Abstract

Lac Guillaume-Delisle Estuary and Nastapoka Sound are two sedimentary basins that recorded the late Quaternary deglaciation on the eastern coast of Hudson Bay. Acoustic profiles reveal an average sediments thickness of 15 m in the estuary and 6 m in the sound. These sediments reach 70 m thick in deep glacial troughs. Within the studied basins, four seismo-stratigraphic units overlying the acoustic basement were recognized. Unit 1 (subaqueous ice-contact and draped glaciomarine deposits associated with the Quebec–Labrador Ice Sector (QLIS) of the Laurentide Ice Sheet (LIS) and the Tyrrell Sea) records the presence of a short ice-marginal stillstand during glacial retreat.

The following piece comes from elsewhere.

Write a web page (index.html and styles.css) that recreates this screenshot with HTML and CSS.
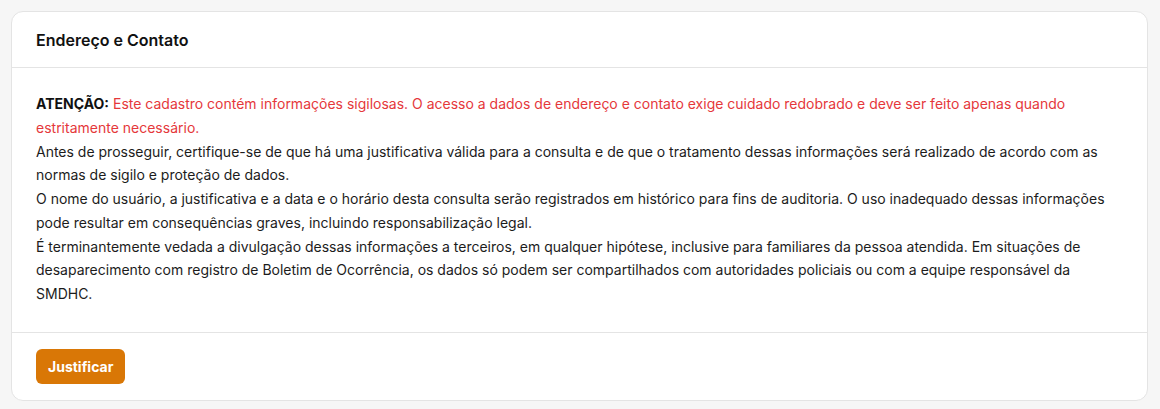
FILE: index.html
```html
<!DOCTYPE html>
<html lang="pt-BR">
<head>
<meta charset="utf-8">
<link rel="stylesheet" href="styles.css">
</head>
<body>
<section class="card">
  <header class="card-header">
    <h2 class="card-title">Endereço e Contato</h2>
  </header>
  <div class="card-body">
    <p class="notice"><strong class="label">ATENÇÃO:</strong> <span class="alert">Este cadastro contém informações sigilosas. O acesso a dados de endereço e contato exige cuidado redobrado e deve ser feito apenas quando estritamente necessário.</span><br>Antes de prosseguir, certifique-se de que há uma justificativa válida para a consulta e de que o tratamento dessas informações será realizado de acordo com as normas de sigilo e proteção de dados.<br>O nome do usuário, a justificativa e a data e o horário desta consulta serão registrados em histórico para fins de auditoria. O uso inadequado dessas informações pode resultar em consequências graves, incluindo responsabilização legal.<br>É terminantemente vedada a divulgação dessas informações a terceiros, em qualquer hipótese, inclusive para familiares da pessoa atendida. Em situações de desaparecimento com registro de Boletim de Ocorrência, os dados só podem ser compartilhados com autoridades policiais ou com a equipe responsável da SMDHC.</p>
  </div>
  <footer class="card-footer">
    <button class="btn" type="button">Justificar</button>
  </footer>
</section>
</body>
</html>
```
FILE: styles.css
```css
* { box-sizing: border-box; }
html, body { margin: 0; }
body {
  background: #f6f6f6;
  padding: 11px 12px 0 11px;
  font-family: Inter, "Noto Sans", sans-serif;
  color: #1a1a1a;
}
.card {
  background: #fff;
  border: 1px solid #e4e4e4;
  border-radius: 12px;
  width: 1137px;
}
.card-header {
  padding: 18px 24px 17px;
  border-bottom: 1px solid #e4e4e4;
}
.card-title {
  margin: 0;
  font-size: 16px;
  line-height: 20px;
  font-weight: 600;
  color: #111;
}
.card-body {
  padding: 24px 24px 26px;
  border-bottom: 1px solid #e4e4e4;
}
.notice {
  margin: 0;
  font-size: 14px;
  line-height: 23.75px;
  color: #1c1c1c;
}
.label { font-weight: 700; color: #111; }
.alert { color: #e5383b; }
.card-footer {
  padding: 16px 24px 16px;
}
.btn {
  display: block;
  height: 35px;
  padding: 0 12px;
  border: 0;
  border-radius: 6px;
  background: #d97706;
  color: #fff;
  font-family: Inter, "Noto Sans", sans-serif;
  font-size: 14px;
  font-weight: 700;
}
```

Unit 2 (paraglacial and postglacial fluvial-deltaic deposits) and unit 3 (postglacial silty deposits) result from erosion of emerged sediments and redeposition in response to changes in relative sea level (RSL). Finally, unit 4 is composed of deformed deposits associated with a mass wasting event. The stratigraphic sequence and the spatial distribution patterns of deposits show that Lac Guillaume-Delisle is a good model to explain the dynamics of the QLIS margin during and after successive ice stillstands, continuous RSL fall, river discharge (ablation on land), and its final ablation inland. Additionally, seven cores were sampled in the southeast part of the estuary. Geochemical (organic carbon and total nitrogen) and carbon isotopic contents, used as alternative proxy, indicate that the sampled sediments correspond to the postglacial estuarine deposits of unit 3. Allochthonous sources of carbon dominate the supply to the sediments where the environment is regularly flushed by fresh and marine waters.